• _THE REQUEST_:
Please output every line of the material as it stands, without the pictures.

+ + +

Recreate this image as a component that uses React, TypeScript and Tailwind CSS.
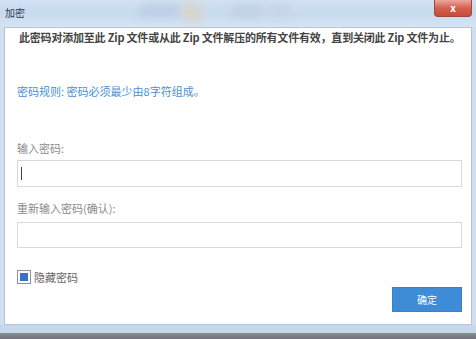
const App = () => {
  return (
    <div
      className="flex h-[339px] w-[476px] flex-col overflow-hidden bg-[#cfdff1]"
      style={{ fontFamily: '"Noto Sans CJK SC", "Noto Sans", sans-serif' }}
    >
      {/* title bar */}
      <div className="relative flex h-[27px] items-start bg-gradient-to-b from-[#d3e2f3] via-[#c8daef] to-[#d6e4f3]">
        <div className="absolute left-[140px] top-[5px] h-[12px] w-[40px] rounded-sm bg-[#bccee3] blur-[4px]" />
        <div className="absolute left-[182px] top-[3px] h-[18px] w-[20px] rounded-sm bg-[#d6d6cb] blur-[4px]" />
        <div className="absolute left-[232px] top-[5px] h-[12px] w-[30px] rounded-sm bg-[#c0d1e5] blur-[4px]" />
        <div className="absolute left-[270px] top-[5px] h-[10px] w-[20px] rounded-sm bg-[#c3d3e6] blur-[4px]" />
        <span className="relative ml-[5px] mt-[6px] text-[10px] leading-[14px] text-[#2b3a4c]">加密</span>
        <div className="relative ml-auto mr-[4px] flex h-[17px] w-[38px] items-center justify-center rounded-b-[4px] border border-t-0 border-[#9a4a40] bg-gradient-to-b from-[#e9a89c] via-[#d4604f] to-[#c84a39]">
          <span className="text-[10px] font-bold leading-none text-white">x</span>
        </div>
      </div>

      {/* client area */}
      <div className="mx-[4px] flex h-[298px] flex-col border border-[#b3c5da] bg-white pl-[12px] pr-[9px]">
        <p className="ml-[2px] mt-[1px] text-[11px] font-bold leading-[16px] tracking-[-0.2px] text-[#444]">
          此密码对添加至此 Zip 文件或从此 Zip 文件解压的所有文件有效，直到关闭此 Zip 文件为止。
        </p>
        <p className="mt-[38px] text-[11px] leading-[16px] text-[#4a90d0]">密码规则: 密码必须最少由8字符组成。</p>

        <label className="mt-[41px] text-[11px] leading-[16px] text-[#8c8c8c]">输入密码:</label>
        <div className="mt-[4px] flex h-[27px] items-center border border-[#d9d9d9] pl-[3px]">
          <span className="h-[13px] w-px bg-[#444]" />
        </div>

        <label className="mt-[13px] text-[11px] leading-[16px] text-[#8c8c8c]">重新输入密码(确认):</label>
        <div className="mt-[6px] h-[26px] border border-[#d9d9d9]" />

        <div className="mt-[22px] flex items-center gap-[3px]">
          <div className="flex h-[14px] w-[14px] items-center justify-center border border-[#8a94a3] bg-white">
            <div className="h-[8px] w-[8px] bg-[#3d6fc6]" />
          </div>
          <span className="text-[11px] leading-[14px] text-[#666]">隐藏密码</span>
        </div>

        <div className="mt-[3px] flex justify-end">
          <button className="flex h-[25px] w-[70px] items-center justify-center border border-[#3a80c6] bg-[#3e8cd6] text-[10px] text-white">
            确定
          </button>
        </div>
      </div>

      {/* bottom frame */}
      <div className="h-[8px] bg-[#c6d8ec]" />
      <div className="flex-1 bg-gradient-to-b from-[#8a8f96] to-[#6f7379]" />
    </div>
  );
};

export default App;
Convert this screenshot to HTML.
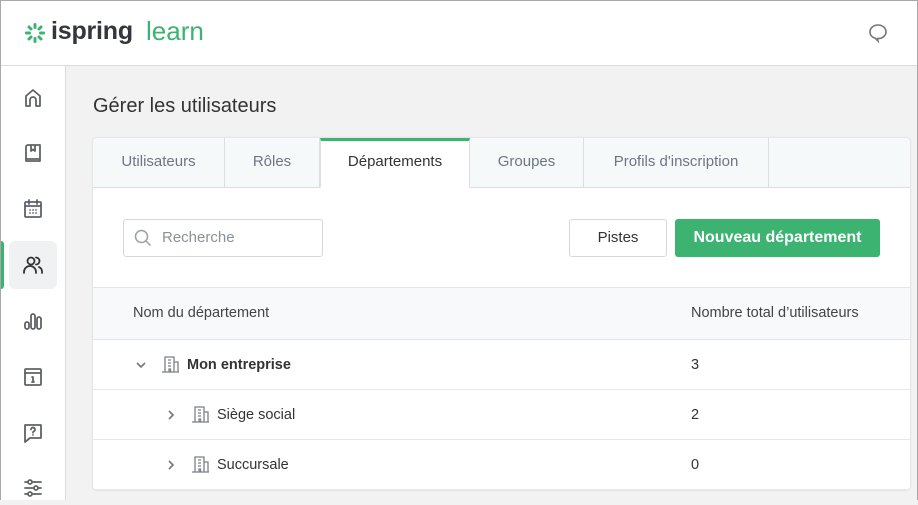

+ + +

• _RESULT FOR THIS EXERCISE_:
Recreate this image as a component that uses React, TypeScript and Tailwind CSS.
const App = () => {
  return (
    <div
      className="flex h-[339px] w-[476px] flex-col overflow-hidden bg-[#cfdff1]"
      style={{ fontFamily: '"Noto Sans CJK SC", "Noto Sans", sans-serif' }}
    >
      {/* title bar */}
      <div className="relative flex h-[27px] items-start bg-gradient-to-b from-[#d3e2f3] via-[#c8daef] to-[#d6e4f3]">
        <div className="absolute left-[140px] top-[5px] h-[12px] w-[40px] rounded-sm bg-[#bccee3] blur-[4px]" />
        <div className="absolute left-[182px] top-[3px] h-[18px] w-[20px] rounded-sm bg-[#d6d6cb] blur-[4px]" />
        <div className="absolute left-[232px] top-[5px] h-[12px] w-[30px] rounded-sm bg-[#c0d1e5] blur-[4px]" />
        <div className="absolute left-[270px] top-[5px] h-[10px] w-[20px] rounded-sm bg-[#c3d3e6] blur-[4px]" />
        <span className="relative ml-[5px] mt-[6px] text-[10px] leading-[14px] text-[#2b3a4c]">加密</span>
        <div className="relative ml-auto mr-[4px] flex h-[17px] w-[38px] items-center justify-center rounded-b-[4px] border border-t-0 border-[#9a4a40] bg-gradient-to-b from-[#e9a89c] via-[#d4604f] to-[#c84a39]">
          <span className="text-[10px] font-bold leading-none text-white">x</span>
        </div>
      </div>

      {/* client area */}
      <div className="mx-[4px] flex h-[298px] flex-col border border-[#b3c5da] bg-white pl-[12px] pr-[9px]">
        <p className="ml-[2px] mt-[1px] text-[11px] font-bold leading-[16px] tracking-[-0.2px] text-[#444]">
          此密码对添加至此 Zip 文件或从此 Zip 文件解压的所有文件有效，直到关闭此 Zip 文件为止。
        </p>
        <p className="mt-[38px] text-[11px] leading-[16px] text-[#4a90d0]">密码规则: 密码必须最少由8字符组成。</p>

        <label className="mt-[41px] text-[11px] leading-[16px] text-[#8c8c8c]">输入密码:</label>
        <div className="mt-[4px] flex h-[27px] items-center border border-[#d9d9d9] pl-[3px]">
          <span className="h-[13px] w-px bg-[#444]" />
        </div>

        <label className="mt-[13px] text-[11px] leading-[16px] text-[#8c8c8c]">重新输入密码(确认):</label>
        <div className="mt-[6px] h-[26px] border border-[#d9d9d9]" />

        <div className="mt-[22px] flex items-center gap-[3px]">
          <div className="flex h-[14px] w-[14px] items-center justify-center border border-[#8a94a3] bg-white">
            <div className="h-[8px] w-[8px] bg-[#3d6fc6]" />
          </div>
          <span className="text-[11px] leading-[14px] text-[#666]">隐藏密码</span>
        </div>

        <div className="mt-[3px] flex justify-end">
          <button className="flex h-[25px] w-[70px] items-center justify-center border border-[#3a80c6] bg-[#3e8cd6] text-[10px] text-white">
            确定
          </button>
        </div>
      </div>

      {/* bottom frame */}
      <div className="h-[8px] bg-[#c6d8ec]" />
      <div className="flex-1 bg-gradient-to-b from-[#8a8f96] to-[#6f7379]" />
    </div>
  );
};

export default App;
Convert this screenshot to HTML.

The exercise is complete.